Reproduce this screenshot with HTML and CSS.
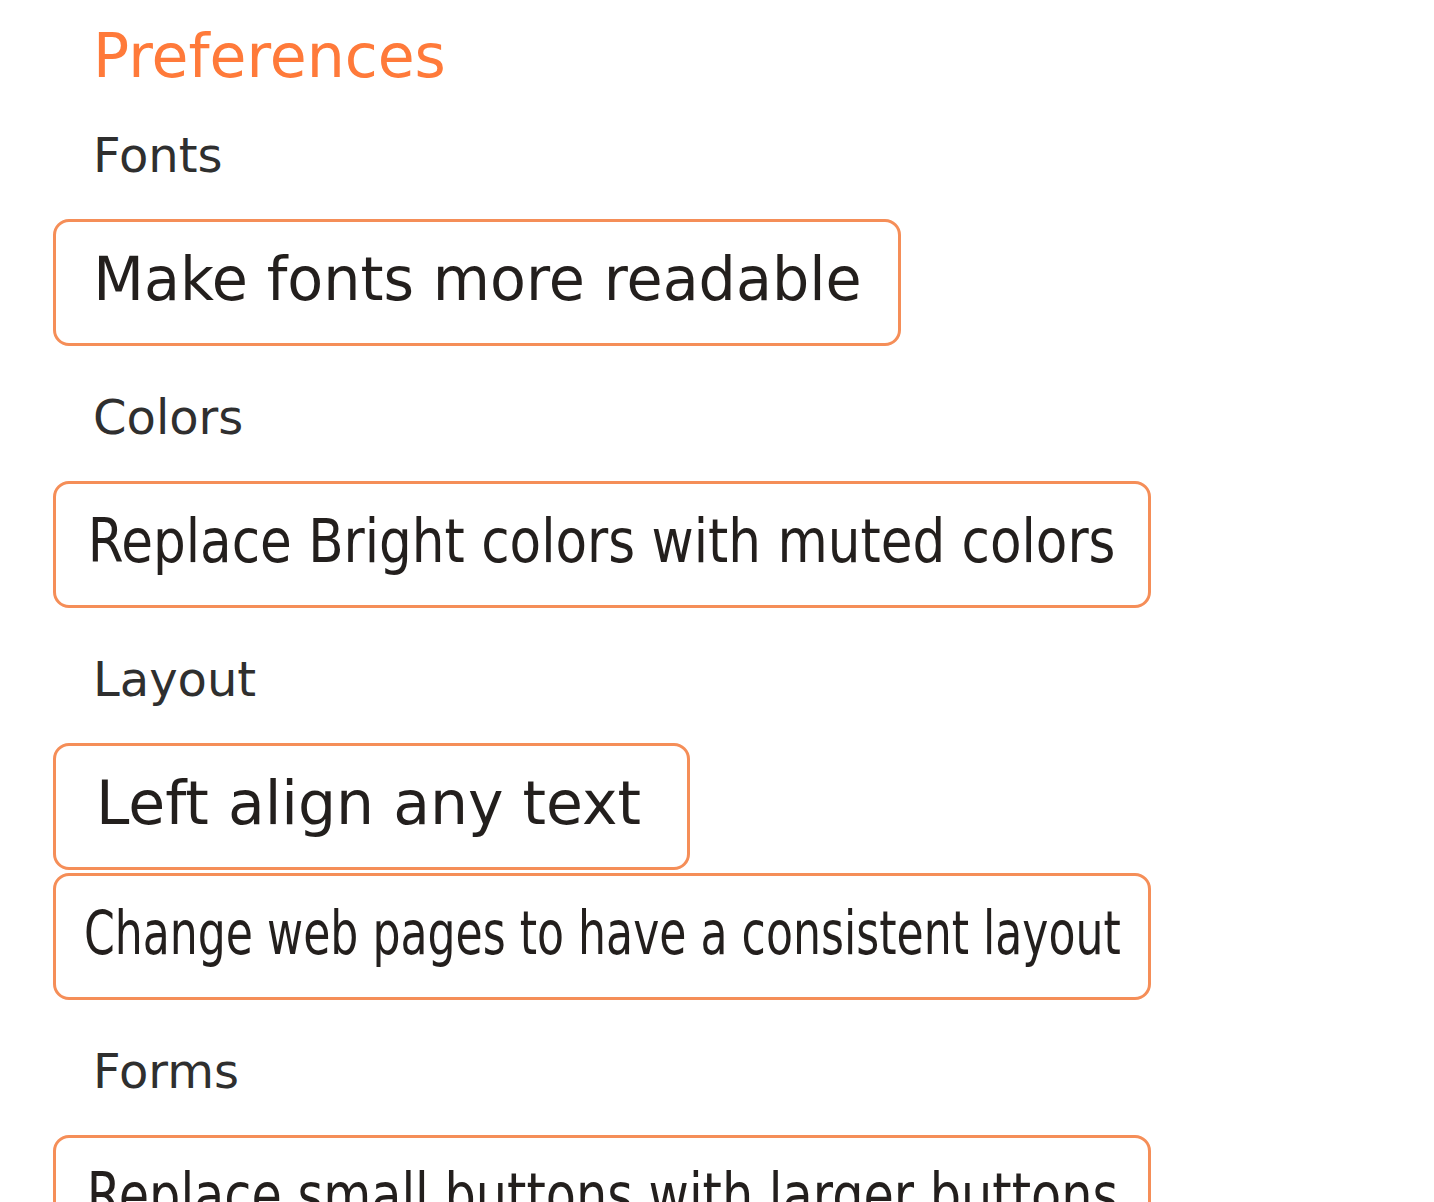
FILE: index.html
```html
<!DOCTYPE html>
<html lang="en">
<head>
<meta charset="utf-8">
<title>Preferences</title>
<link rel="stylesheet" href="styles.css">
</head>
<body>
<main class="page">
  <h1 class="title">Preferences</h1>

  <section class="group">
    <h2 class="label">Fonts</h2>
    <div class="options">
      <button class="btn btn-fonts"><span class="btn-text s-fonts">Make fonts more readable</span></button>
    </div>
  </section>

  <section class="group">
    <h2 class="label">Colors</h2>
    <div class="options">
      <button class="btn btn-wide"><span class="btn-text s-colors">Replace Bright colors with muted colors</span></button>
    </div>
  </section>

  <section class="group">
    <h2 class="label">Layout</h2>
    <div class="options">
      <button class="btn btn-left"><span class="btn-text">Left align any text</span></button>
      <button class="btn btn-wide"><span class="btn-text s-layout">Change web pages to have a consistent layout</span></button>
    </div>
  </section>

  <section class="group">
    <h2 class="label">Forms</h2>
    <div class="options">
      <button class="btn btn-wide"><span class="btn-text s-forms">Replace small buttons with larger buttons</span></button>
    </div>
  </section>
</main>
</body>
</html>
```

FILE: styles.css
```css
html, body {
  margin: 0;
  padding: 0;
  background: #ffffff;
}

body {
  font-family: "DejaVu Sans", Verdana, sans-serif;
  color: #2e2e2e;
  overflow: hidden;
}

.page {
  padding: 20px 0 0 53px;
}

.title {
  margin: 0 0 0 40px;
  font-size: 60px;
  line-height: 72px;
  font-weight: normal;
  color: #ff7a3a;
}

.group {
  margin-top: 43px;
}

.title + .group {
  margin-top: 35px;
}

.label {
  margin: 0 0 36px 40px;
  font-size: 48px;
  line-height: 56px;
  font-weight: normal;
  color: #2f2f2f;
}

.options {
  display: flex;
  flex-direction: column;
  align-items: flex-start;
  gap: 3px;
}

.btn {
  box-sizing: border-box;
  height: 127px;
  display: flex;
  justify-content: center;
  align-items: flex-start;
  padding: 22px 0 0 0;
  border: 3px solid #f58e58;
  border-radius: 16px;
  background: #ffffff;
  font-family: "DejaVu Sans", Verdana, sans-serif;
  font-size: 60px;
  line-height: 70px;
  color: #231f1d;
  overflow: hidden;
}

.btn-fonts { width: 848px; }
.btn-left { width: 637px; padding-right: 6px; }
.btn-wide { width: 1098px; }

.btn-text {
  display: inline-block;
  flex-shrink: 0;
  white-space: nowrap;
  transform-origin: center;
}

.s-fonts { transform: scaleX(0.979); }
.s-colors { transform: scaleX(0.86); }
.s-layout { transform: scaleX(0.736); }
.s-forms { transform: scaleX(0.822); }
```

==============================

Repeat the listing verbatim. Skip the pictures.

Reproduce this screenshot with HTML and CSS.
FILE: index.html
```html
<!DOCTYPE html>
<html lang="en">
<head>
<meta charset="utf-8">
<title>Preferences</title>
<link rel="stylesheet" href="styles.css">
</head>
<body>
<main class="page">
  <h1 class="title">Preferences</h1>

  <section class="group">
    <h2 class="label">Fonts</h2>
    <div class="options">
      <button class="btn btn-fonts"><span class="btn-text s-fonts">Make fonts more readable</span></button>
    </div>
  </section>

  <section class="group">
    <h2 class="label">Colors</h2>
    <div class="options">
      <button class="btn btn-wide"><span class="btn-text s-colors">Replace Bright colors with muted colors</span></button>
    </div>
  </section>

  <section class="group">
    <h2 class="label">Layout</h2>
    <div class="options">
      <button class="btn btn-left"><span class="btn-text">Left align any text</span></button>
      <button class="btn btn-wide"><span class="btn-text s-layout">Change web pages to have a consistent layout</span></button>
    </div>
  </section>

  <section class="group">
    <h2 class="label">Forms</h2>
    <div class="options">
      <button class="btn btn-wide"><span class="btn-text s-forms">Replace small buttons with larger buttons</span></button>
    </div>
  </section>
</main>
</body>
</html>
```

FILE: styles.css
```css
html, body {
  margin: 0;
  padding: 0;
  background: #ffffff;
}

body {
  font-family: "DejaVu Sans", Verdana, sans-serif;
  color: #2e2e2e;
  overflow: hidden;
}

.page {
  padding: 20px 0 0 53px;
}

.title {
  margin: 0 0 0 40px;
  font-size: 60px;
  line-height: 72px;
  font-weight: normal;
  color: #ff7a3a;
}

.group {
  margin-top: 43px;
}

.title + .group {
  margin-top: 35px;
}

.label {
  margin: 0 0 36px 40px;
  font-size: 48px;
  line-height: 56px;
  font-weight: normal;
  color: #2f2f2f;
}

.options {
  display: flex;
  flex-direction: column;
  align-items: flex-start;
  gap: 3px;
}

.btn {
  box-sizing: border-box;
  height: 127px;
  display: flex;
  justify-content: center;
  align-items: flex-start;
  padding: 22px 0 0 0;
  border: 3px solid #f58e58;
  border-radius: 16px;
  background: #ffffff;
  font-family: "DejaVu Sans", Verdana, sans-serif;
  font-size: 60px;
  line-height: 70px;
  color: #231f1d;
  overflow: hidden;
}

.btn-fonts { width: 848px; }
.btn-left { width: 637px; padding-right: 6px; }
.btn-wide { width: 1098px; }

.btn-text {
  display: inline-block;
  flex-shrink: 0;
  white-space: nowrap;
  transform-origin: center;
}

.s-fonts { transform: scaleX(0.979); }
.s-colors { transform: scaleX(0.86); }
.s-layout { transform: scaleX(0.736); }
.s-forms { transform: scaleX(0.822); }
```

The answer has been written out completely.